January 5th, 2022

This Index Never Experienced Two Negative Consecutive Years

Markets ended 2022 on a decidedly negative note and the December losses helped to ensure that 2022 was the worst year for stocks since 2008 and the worst year for bonds in multiple decades, as both asset classes posted annual declines for the first time since the 1960s.
The losses in stocks and bonds were driven by decades-high inflation, a historic Fed rate hike campaign, and geopolitical unrest. But while those factors were clear negatives for asset prices in 2022, it’s important to note that as we enter 2023, the market is approaching a potentially important transition period that could see each of these headwinds ease in the months ahead.
Inflation has shown definitive signs of peaking and declining. The Consumer Price Index has fallen from a high of 9.1% in June to 7.1% in November, while other metrics of inflation have registered similar declines.

Markets ended 2022

Inflation remains much too high, but if price pressures ease faster than expected, that will present a positive surprise for markets in the first several months of 2023.
Declines of the magnitude we saw in 2022 are usually followed by strong recoveries, not further weakness. The S&P 500 (shown below) hasn’t registered two consecutive negative years since 2002. Will we have a recovery year as we did after 2008?

Markets ended 2022

Bonds, represented by the Bloomberg U.S. Aggregate Bond Index, have never experienced two negative consecutive years. And that reality underscores an important point, that market declines such as we witnessed in 2022 have ultimately yielded substantial long-term opportunities in both stocks and bonds.
Where might be one of those opportunities? Keep reading for your options strategy trade of the day.

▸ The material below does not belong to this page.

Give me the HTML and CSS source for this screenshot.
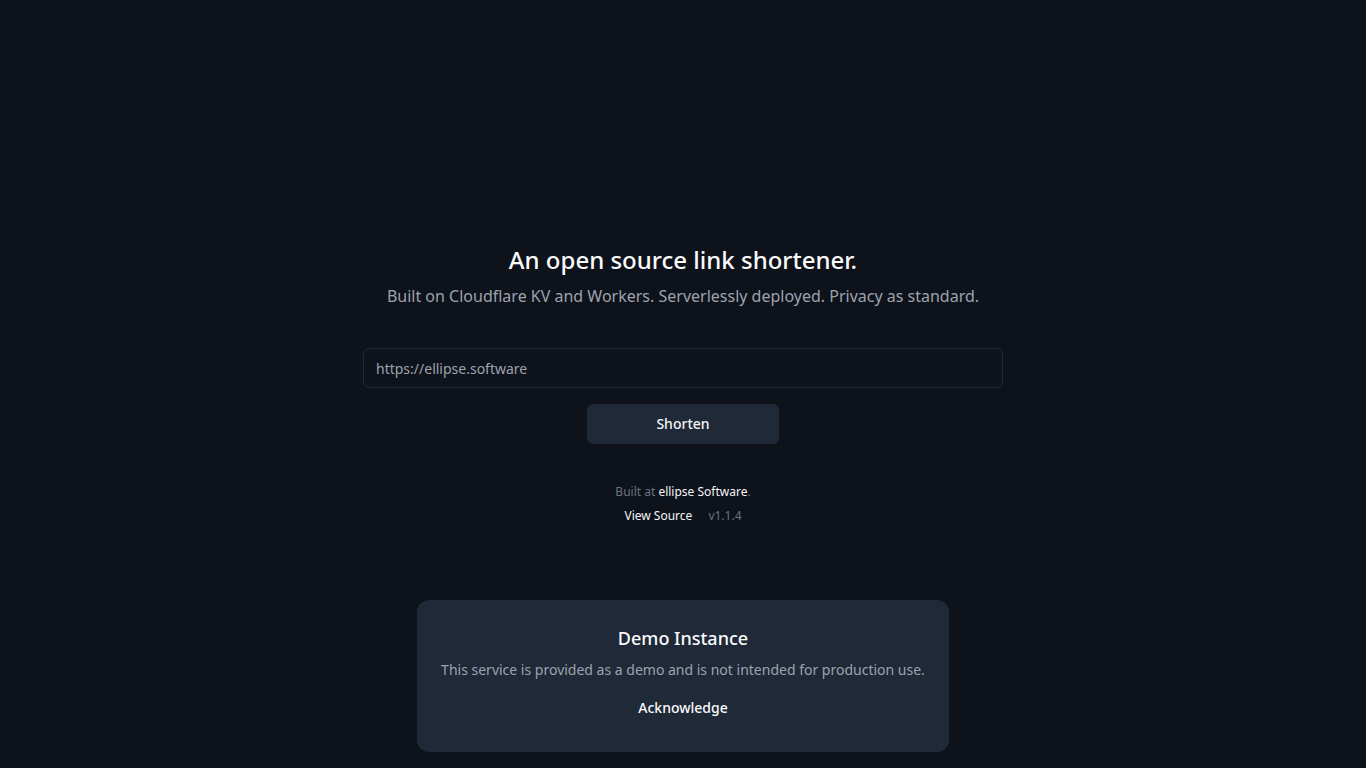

Zimmer Biomet Holdings (ZBH) is in the healthcare industry. The company is working on the third phase of its ongoing transformation, which includes changing the complexity of the business in order to accelerate growth and drive value creation. They recently spun off the dental and spine arm of the business.

Markets ended 2022

ZBH is expected to report earnings sometime in early February. Over the next four weeks, I’m targeting a closing price of around $131. It’s currently trading at $128.46.

Now, if we go back to the stock chart from 2021, right before February earnings, you can see that the moving averages were on the rise and the stock climbed higher in the first two weeks of January.

Markets ended 2022

Fast forward and I think a similar pattern may be emerging here in 2023.

I’m looking at a broken-wing butterfly trade.

-1 17 FEB 23 130 call
+1 17 FEB 23 135 call
-1 17 FEB 23 130 put
+1 17 FEB 23 120 put
Net credit: 5.60
Buying Power Needed: $940

The breakeven level on the trade happens at $124, which looks to be a support level on the chart.

Markets ended 2022

If ZBH trades at $131 by 1/20/23, this position would be sitting at an estimated profit of $68. I know that doesn’t sound like much, but $68 on $940 is a 7% gain in two weeks. If you want to follow the stock more closely, you could aim for 20% or more of the max profit. My stop would be if the stock trades under $124.

What do you think? Is this trade worth your consideration? How would you trade it differently? Let me know!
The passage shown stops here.